REQUIRED TASK: Drop every picture, then transcribe the remaining data exactly.

DATA LINES:
--- START ---

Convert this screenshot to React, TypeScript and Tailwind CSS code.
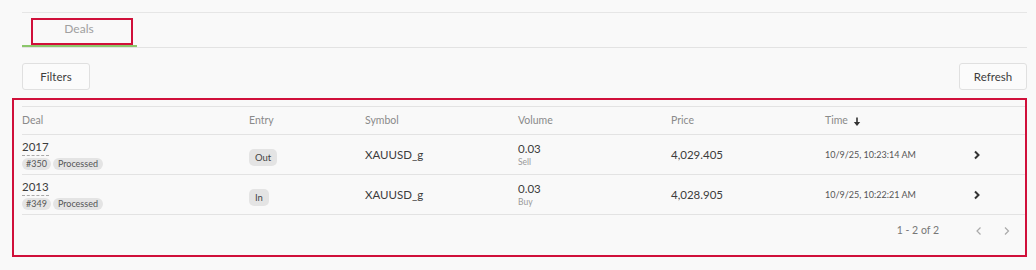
const rows = [
  { deal: "2017", id: "#350", entry: "Out", symbol: "XAUUSD_g", volume: "0.03", side: "Sell", price: "4,029.405", time: "10/9/25, 10:23:14 AM" },
  { deal: "2013", id: "#349", entry: "In", symbol: "XAUUSD_g", volume: "0.03", side: "Buy", price: "4,028.905", time: "10/9/25, 10:22:21 AM" },
];

const cols = "grid grid-cols-[227px_116px_153px_153px_154px_1fr_55px] items-center";

function Chevron({ className = "" }: { className?: string }) {
  return (
    <svg width="8" height="10" viewBox="0 0 8 10" className={className}>
      <path d="M2 1.5 L5.5 5 L2 8.5" fill="none" stroke="currentColor" strokeWidth="2" />
    </svg>
  );
}

export default function App() {
  return (
    <div className="min-h-screen bg-[#f9f9f9] pl-[22px] pr-[9px] pt-[12px] text-[#3c3c3c]" style={{ fontFamily: "Lato, 'Noto Sans', sans-serif" }}>
      <div className="border-t border-[#e6e6e6]">
        <div className="flex border-b border-[#e3e3e3]">
          <div className="relative flex h-[34px] w-[115px] items-center justify-center border-b-2 border-[#8cc76b] text-[12px] text-[#a0a0a0]">
            <span className="-ml-[1px]">Deals</span>
            <div className="absolute left-[9px] top-[5px] h-[27px] w-[102px] border-2 border-[#d0103a]" />
          </div>
        </div>
      </div>

      <div className="mt-[15px] flex justify-between">
        <button className="h-[27px] w-[68px] rounded-[3px] border border-[#e0e0e0] bg-[#fbfbfb] text-[11.5px] text-[#3c3c3c]">Filters</button>
        <button className="h-[27px] w-[68px] rounded-[3px] border border-[#e0e0e0] bg-[#fbfbfb] text-[11.5px] text-[#3c3c3c]">Refresh</button>
      </div>

      <div className="-ml-[10px] mt-[8px] border-2 border-[#d0103a] pb-[8px] pl-[8px] pt-[6px]">
        <div className={`${cols} h-[29px] border-y border-[#e3e3e3] text-[10.5px] text-[#8a8a8a]`}>
          <div>Deal</div>
          <div>Entry</div>
          <div>Symbol</div>
          <div>Volume</div>
          <div>Price</div>
          <div className="flex items-center gap-[5px]">
            Time
            <svg width="8" height="10" viewBox="0 0 8 10" className="mt-[2px] text-[#333]">
              <path d="M4 0.5 V7" stroke="currentColor" strokeWidth="1.6" />
              <path d="M0.8 5 L4 9 L7.2 5 Z" fill="currentColor" />
            </svg>
          </div>
          <div />
        </div>

        {rows.map((r) => (
          <div key={r.deal} className={`${cols} h-[40px] border-b border-[#e3e3e3]`}>
            <div className="flex flex-col items-start pt-[1px]">
              <span className="border-b border-dashed border-[#aaa] pb-[1px] text-[11.5px] leading-[14px]">{r.deal}</span>
              <div className="mt-[2px] flex gap-[2px]">
                <span className="rounded-full bg-[#e4e4e4] px-[4px] text-[9px] leading-[12px] text-[#555]">{r.id}</span>
                <span className="rounded-full bg-[#e4e4e4] px-[5px] text-[9px] leading-[12px] text-[#555]">Processed</span>
              </div>
            </div>
            <div>
              <span className="inline-block rounded-[5px] bg-[#e4e4e4] px-[6px] py-[3px] text-[9.5px] leading-[11px] text-[#444]">{r.entry}</span>
            </div>
            <div className="text-[11.5px]">{r.symbol}</div>
            <div className="flex flex-col">
              <span className="text-[11.5px] leading-[15px]">{r.volume}</span>
              <span className="mt-[1px] text-[8.5px] leading-[11px] text-[#999]">{r.side}</span>
            </div>
            <div className="text-[11.5px]">{r.price}</div>
            <div className="text-[9px] text-[#555]">{r.time}</div>
            <div className="pl-[3px] text-[#333]">
              <Chevron />
            </div>
          </div>
        ))}

        <div className="flex h-[32px] items-center justify-end pr-[14px] text-[#aaa]">
          <span className="mr-[36px] text-[10.5px] text-[#777]">1 - 2 of 2</span>
          <svg width="8" height="10" viewBox="0 0 8 10" className="mr-[20px]">
            <path d="M5.5 1.5 L2 5 L5.5 8.5" fill="none" stroke="currentColor" strokeWidth="1.2" />
          </svg>
          <svg width="8" height="10" viewBox="0 0 8 10">
            <path d="M2 1.5 L5.5 5 L2 8.5" fill="none" stroke="currentColor" strokeWidth="1.2" />
          </svg>
        </div>
      </div>
    </div>
  );
}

--- END ---

THE SOLUTION:
Convert this screenshot to React, TypeScript and Tailwind CSS code.
const rows = [
  { deal: "2017", id: "#350", entry: "Out", symbol: "XAUUSD_g", volume: "0.03", side: "Sell", price: "4,029.405", time: "10/9/25, 10:23:14 AM" },
  { deal: "2013", id: "#349", entry: "In", symbol: "XAUUSD_g", volume: "0.03", side: "Buy", price: "4,028.905", time: "10/9/25, 10:22:21 AM" },
];

const cols = "grid grid-cols-[227px_116px_153px_153px_154px_1fr_55px] items-center";

function Chevron({ className = "" }: { className?: string }) {
  return (
    <svg width="8" height="10" viewBox="0 0 8 10" className={className}>
      <path d="M2 1.5 L5.5 5 L2 8.5" fill="none" stroke="currentColor" strokeWidth="2" />
    </svg>
  );
}

export default function App() {
  return (
    <div className="min-h-screen bg-[#f9f9f9] pl-[22px] pr-[9px] pt-[12px] text-[#3c3c3c]" style={{ fontFamily: "Lato, 'Noto Sans', sans-serif" }}>
      <div className="border-t border-[#e6e6e6]">
        <div className="flex border-b border-[#e3e3e3]">
          <div className="relative flex h-[34px] w-[115px] items-center justify-center border-b-2 border-[#8cc76b] text-[12px] text-[#a0a0a0]">
            <span className="-ml-[1px]">Deals</span>
            <div className="absolute left-[9px] top-[5px] h-[27px] w-[102px] border-2 border-[#d0103a]" />
          </div>
        </div>
      </div>

      <div className="mt-[15px] flex justify-between">
        <button className="h-[27px] w-[68px] rounded-[3px] border border-[#e0e0e0] bg-[#fbfbfb] text-[11.5px] text-[#3c3c3c]">Filters</button>
        <button className="h-[27px] w-[68px] rounded-[3px] border border-[#e0e0e0] bg-[#fbfbfb] text-[11.5px] text-[#3c3c3c]">Refresh</button>
      </div>

      <div className="-ml-[10px] mt-[8px] border-2 border-[#d0103a] pb-[8px] pl-[8px] pt-[6px]">
        <div className={`${cols} h-[29px] border-y border-[#e3e3e3] text-[10.5px] text-[#8a8a8a]`}>
          <div>Deal</div>
          <div>Entry</div>
          <div>Symbol</div>
          <div>Volume</div>
          <div>Price</div>
          <div className="flex items-center gap-[5px]">
            Time
            <svg width="8" height="10" viewBox="0 0 8 10" className="mt-[2px] text-[#333]">
              <path d="M4 0.5 V7" stroke="currentColor" strokeWidth="1.6" />
              <path d="M0.8 5 L4 9 L7.2 5 Z" fill="currentColor" />
            </svg>
          </div>
          <div />
        </div>

        {rows.map((r) => (
          <div key={r.deal} className={`${cols} h-[40px] border-b border-[#e3e3e3]`}>
            <div className="flex flex-col items-start pt-[1px]">
              <span className="border-b border-dashed border-[#aaa] pb-[1px] text-[11.5px] leading-[14px]">{r.deal}</span>
              <div className="mt-[2px] flex gap-[2px]">
                <span className="rounded-full bg-[#e4e4e4] px-[4px] text-[9px] leading-[12px] text-[#555]">{r.id}</span>
                <span className="rounded-full bg-[#e4e4e4] px-[5px] text-[9px] leading-[12px] text-[#555]">Processed</span>
              </div>
            </div>
            <div>
              <span className="inline-block rounded-[5px] bg-[#e4e4e4] px-[6px] py-[3px] text-[9.5px] leading-[11px] text-[#444]">{r.entry}</span>
            </div>
            <div className="text-[11.5px]">{r.symbol}</div>
            <div className="flex flex-col">
              <span className="text-[11.5px] leading-[15px]">{r.volume}</span>
              <span className="mt-[1px] text-[8.5px] leading-[11px] text-[#999]">{r.side}</span>
            </div>
            <div className="text-[11.5px]">{r.price}</div>
            <div className="text-[9px] text-[#555]">{r.time}</div>
            <div className="pl-[3px] text-[#333]">
              <Chevron />
            </div>
          </div>
        ))}

        <div className="flex h-[32px] items-center justify-end pr-[14px] text-[#aaa]">
          <span className="mr-[36px] text-[10.5px] text-[#777]">1 - 2 of 2</span>
          <svg width="8" height="10" viewBox="0 0 8 10" className="mr-[20px]">
            <path d="M5.5 1.5 L2 5 L5.5 8.5" fill="none" stroke="currentColor" strokeWidth="1.2" />
          </svg>
          <svg width="8" height="10" viewBox="0 0 8 10">
            <path d="M2 1.5 L5.5 5 L2 8.5" fill="none" stroke="currentColor" strokeWidth="1.2" />
          </svg>
        </div>
      </div>
    </div>
  );
}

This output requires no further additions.